Well-designed schemes integrate these needs into the wider building strategy. Waste heat recovery, shared water systems and smart monitoring can turn rooftop agriculture into a contributor to building performance rather than a drain on resources.

This level of integration requires early coordination between architects, engineers, services consultants and operators. Retrofitting services after the fact is expensive and often compromises efficiency.

Long-term maintenance and lifecycle thinking

One of the most overlooked challenges is long-term responsibility. Rooftop farms evolve over time. Crops change, operators come and go and systems are adapted. Engineers must design with flexibility and durability in mind.

Access for inspection, replacement of components and future upgrades should be considered from day one.
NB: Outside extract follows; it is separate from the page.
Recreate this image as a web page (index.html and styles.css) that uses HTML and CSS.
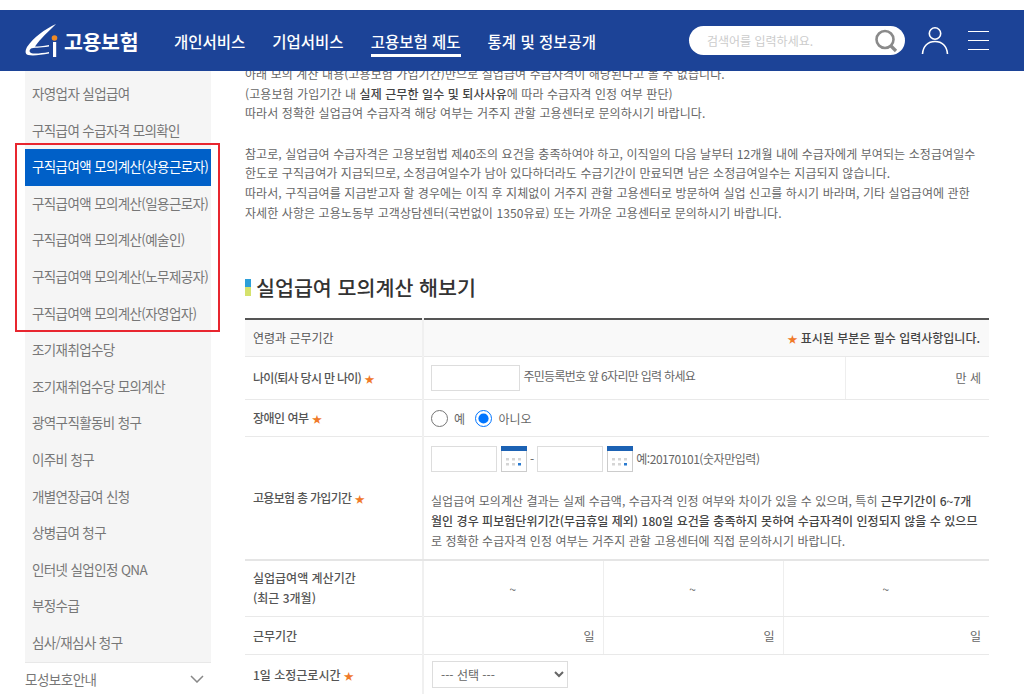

A successful rooftop farm is not just one that thrives in its first year, but one that remains viable and safe for decades.

Lifecycle assessment is also increasingly important. While urban farming offers environmental benefits, these can be undermined if systems require frequent replacement or extensive maintenance. Durable materials, robust detailing and clear operational strategies are key to ensuring long-term value.

That said, urban farming on rooftops is no longer experimental. It is a growing part of how cities think about food resilience, sustainability and land use. But its success depends on acknowledging the engineering realities beneath the vision.

When structural capacity, water management, waterproofing, access and services are addressed holistically, rooftop farms can become productive, resilient assets. When they are treated as decorative add-ons, they risk failure, expense and disappointment.

For engineers, rooftop agriculture represents both a challenge and an opportunity. It demands cross-disciplinary thinking, early collaboration and a willingness to question standard roof design assumptions. As cities continue to grow upwards, the rooftops above them may become some of their most valuable landscapes, but only if they are engineered to support the life they are asked to sustain.